O szalonej kampanii antynikotynowej w naszej firmie pisałam już wcześniej w notce „Zasłona Dymna”. Przyszedł czas na sprawdzenie rezultatów. Jak się okazało jednak nie na podstawie testu krwi, a moczu. Dzisiaj na jednym z pięter firmy zagnieździła się pani z tajemniczymi instrumentami przypominającymi paskowe testy ciążowe. Każdy miał za zadanie nasiusiać do papierowego kubeczka, którego zwykle używa się do kawy instant, po czym pani pobierała odrobinę cieczy pipetką i skraplała plastikowe cudo. Po uzyskaniu wyniku, każdy musiał złożyć podpis w specjalnej tabelce rezultatów.
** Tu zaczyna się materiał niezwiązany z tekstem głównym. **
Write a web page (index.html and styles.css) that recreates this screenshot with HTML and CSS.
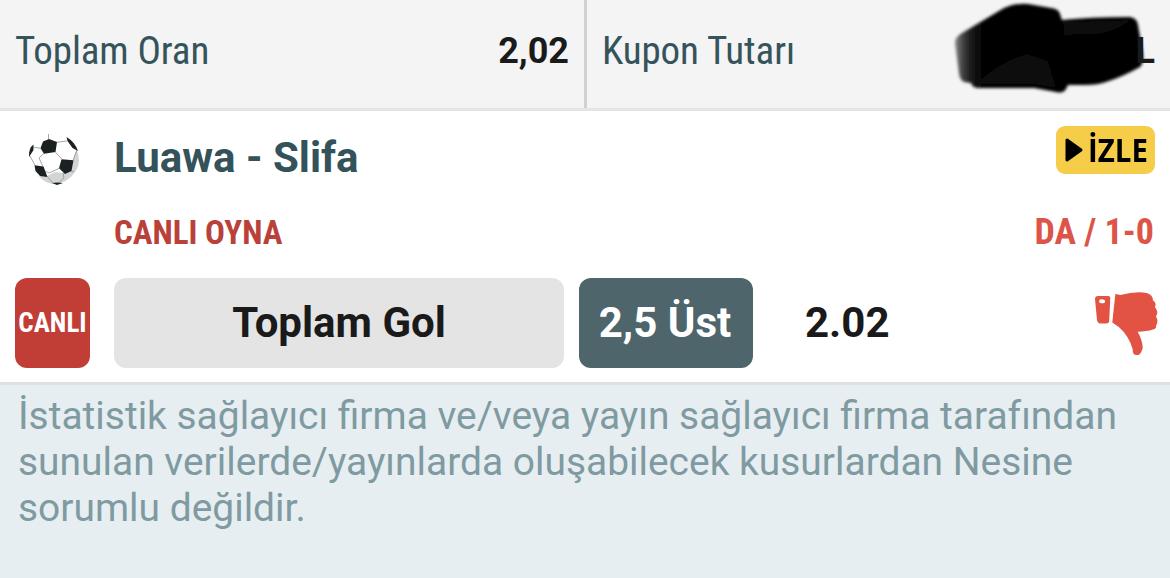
FILE: index.html
```
<!DOCTYPE html>
<html lang="en">
<head>
  <meta charset="UTF-8">
  <title>Kupon Detayı</title>
  <link rel="stylesheet" href="styles.css">
</head>
<body>
  <header class="summary">
    <div class="summary-cell">
      <span class="summary-label">Toplam Oran</span>
      <span class="summary-value">2,02</span>
    </div>
    <div class="summary-cell">
      <span class="summary-label">Kupon Tutarı</span>
      <span class="summary-value amount">L</span>
      <svg class="scribble" width="230" height="108" viewBox="0 0 230 108">
        <defs>
          <filter id="soft" x="-10%" y="-10%" width="120%" height="120%">
            <feGaussianBlur stdDeviation="1.5"/>
          </filter>
          <linearGradient id="fade">
            <stop offset="0" stop-color="#888"/>
            <stop offset="0.04" stop-color="#444"/>
            <stop offset="0.09" stop-color="#161616"/>
            <stop offset="0.16" stop-color="#000"/>
          </linearGradient>
        </defs>
        <g filter="url(#soft)">
          <path fill="url(#fade)" d="M15 43Q15 37 22 33L64 8Q75 3 88 4L111 8Q119 9 120 14L122 20Q150 17 190 17Q197 18 198 25L202 48Q205 62 200 67Q182 77 166 82Q158 85 145 85H128L126 89Q123 94 116 92L94 88H37Q32 87 31 83L24 82Q20 80 19 74Z"/>
          <path fill="#090909" d="M36 84Q62 60 87 54L108 61L116 88L92 84ZM123 22L190 20Q180 30 158 34L124 35Z"/>
        </g>
      </svg>
    </div>
  </header>

  <main class="bet">
    <div class="match-row">
      <svg class="ball" width="52" height="53" viewBox="0 0 52 53">
        <path fill="#fff" d="M3 16Q8 8 17 7L40 6Q51 15 51 27Q50 50 28 51Q7 50 2 29Z"/>
        <path fill="#d3d4d6" d="M48.500 16Q54 30 47 39Q39 51 26 51Q16 50 11 43H19L27 39L35 40L44 36L45 27Z"/>
        <path fill="#1b2022" d="M15 8.500L21 6L29 9L27.500 19L16 20.800L12.500 15.300ZM33.500 26.300L45.500 27.300L43.500 38L37 41L31 35.300ZM6.500 32.300L15.500 33.500L19.500 44L12 43L7.500 38ZM38.500 4Q47 9 50 18L44.500 15L39.500 8ZM1 24Q.5 15 5.500 11.500L5.500 17ZM24 50L29 49.500L35 50L29 52Z"/>
        <path fill="none" stroke="#8b8f90" stroke-width="0.8" d="M20.500 6V1M29 9.300L39 8M27 18.700L34 26.300M16 20.300L11 25M12.500 15.300L5 14M2 23L7 32.500M15 33.700L11 25M17 38L21 40L31.300 35.300M45 27.500L49 17M19.300 43.700L25 50M35 40L36 45L31 49.500M43 38L46 39"/>
      </svg>
      <h1 class="match-name">Luawa - Slifa</h1>
      <button class="watch">
        <svg width="20" height="26" viewBox="0 0 20 26">
          <path d="M3 3L17 13L3 23Z" stroke="#000" stroke-width="3" stroke-linejoin="round"/>
        </svg>
        <span class="watch-text">İZLE</span>
      </button>
    </div>

    <div class="status-row">
      <span class="live-play">CANLI OYNA</span>
      <span class="score">DA / 1-0</span>
    </div>

    <div class="market-row">
      <span class="live-badge">CANLI</span>
      <span class="market">Toplam Gol</span>
      <span class="pick">2,5 Üst</span>
      <span class="odds">2.02</span>
      <svg class="lost" width="65" height="65" viewBox="0 0 64 64" fill="#e35344">
        <path fill-rule="evenodd" d="M4 5H14Q16 5 16 7L15 29Q15 32 12 32H6Q4 32 3 29L1 8Q1 5 4 5ZM7 8Q5 8 5 10Q5 12 8 12Q11 12 11 10Q11 8 7 8Z"/>
        <path d="M21 3L26 4Q41 0 52 2Q58 4 58 9Q62 12 60 16Q64 20 61 25Q64 30 61 34Q62 37 58 38Q52 40 43 40Q48 49 48 56Q46 63 43 63Q38 64 38 57Q34 44 25 36L18 31Z"/>
      </svg>
    </div>
  </main>

  <footer class="notice">
    İstatistik sağlayıcı firma ve/veya yayın sağlayıcı firma tarafından<br>
    sunulan verilerde/yayınlarda oluşabilecek kusurlardan Nesine<br>
    sorumlu değildir.
  </footer>
</body>
</html>
```

FILE: styles.css
```
* {
  box-sizing: border-box;
}

body {
  margin: 0;
  height: 578px;
  display: flex;
  flex-direction: column;
  overflow: hidden;
  background-color: #e6eef1;
  font-family: Roboto, "Liberation Sans", sans-serif;
  color: #1a1a1a;
  white-space: nowrap;
}

/* top totals */
.summary {
  display: grid;
  grid-template-columns: 587px 1fr;
  height: 111px;
  background-color: #f4f4f4;
  border-bottom: 3px solid #e4e4e4;
}

.summary-cell {
  position: relative;
  display: flex;
  justify-content: space-between;
  padding: 28px 15px 0;
  line-height: 46px;
}

.summary-cell:first-child {
  border-right: 3px solid #d0d0d0;
}

.summary-label {
  font-size: 39px;
  font-stretch: 75%;
  letter-spacing: -0.1px;
  color: #35535a;
}

.summary-value {
  font-size: 36px;
  font-weight: 700;
}

.amount {
  z-index: 1;
}

.scribble {
  position: absolute;
  top: 0;
  right: 0;
}

/* bet card */
.bet {
  height: 274px;
  padding: 15px 15px 0;
  background-color: #fff;
  border-bottom: 3px solid #dbe1e4;
}

.match-row {
  display: flex;
  align-items: flex-start;
  height: 81px;
}

.ball {
  margin: 7px 34px 0 13px;
}

.match-name {
  margin: 7px auto 0 0;
  font-size: 42px;
  line-height: 49px;
  font-weight: 700;
  color: #33525a;
}

.watch {
  display: flex;
  align-items: center;
  gap: 4px;
  width: 99px;
  height: 48px;
  padding: 0 0 0 8px;
  border: none;
  border-radius: 9px;
  background-color: #f6cd48;
}

.watch-text {
  margin-top: -2px;
  font-family: "Open Sans", sans-serif;
  font-size: 32px;
  font-weight: 700;
  transform: scaleX(0.92);
  transform-origin: left;
}

.status-row {
  display: flex;
  justify-content: space-between;
  height: 71px;
  padding: 6px 1px 0 99px;
  line-height: 40px;
  font-weight: 700;
  font-stretch: 75%;
}

.live-play {
  font-size: 33px;
  color: #b9413a;
}

.score {
  font-size: 36px;
  line-height: 39px;
  color: #dd5548;
}

.market-row {
  display: flex;
  height: 90px;
  font-size: 42px;
  line-height: 90px;
  font-weight: 700;
  text-align: center;
}

.live-badge {
  width: 75px;
  margin-right: 24px;
  border-radius: 12px;
  background-color: #c13e37;
  color: #fff;
  font-size: 27px;
  line-height: 91px;
  font-stretch: 75%;
}

.market {
  width: 450px;
  margin-right: 15px;
  border-radius: 12px;
  background-color: #e4e4e4;
}

.pick {
  width: 174px;
  padding-right: 2px;
  border-radius: 12px;
  background-color: #4d656b;
  color: #fff;
}

.odds {
  margin-left: 52px;
}

.lost {
  margin: 13px -4px 0 auto;
}

.notice {
  padding: 8px 18px;
  font-size: 38.95px;
  line-height: 46px;
  color: #7f9aa1;
}
```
Na piętrze przeznaczonym do testów żeńskiej populacji naszej firmy wężyk z podekscytowanych młodych pracowniczek, dla których badanie jest świetną okazją do wymiany plotek i radosnych pogaduszek. Co chwila ktoś na siebie wpada z kubeczkiem niebezpiecznie wzburzając przy tym fale najróżniejszych odcieni żółci. W powietrzu unosi się charakterystyczna woń. Co bardziej efektywne grupy dziewcząt obstawiają jedną koleżankę, która napełnia kubeczek po brzeg, a następnie na korytarzu hojnie dzieli się siuśkami ze swoimi koleżankami. No bo po co się męczyć ryzykując skrzywioną strugę i nieprzyjemne jej konsekwencje?!
Podobnie postępują mężczyźni, tyle że z zupełnie innych powodów. Oni są po prostu chytrzy. A ja, co jest chyba zupełnie zrozumiałe, nie mam im tego absolutnie za złe... W końcu każdy się chyba zgodzi, że tysiąc dolarów drogą nie chodzi. No proszę jak się nawet ładnie zrymowało!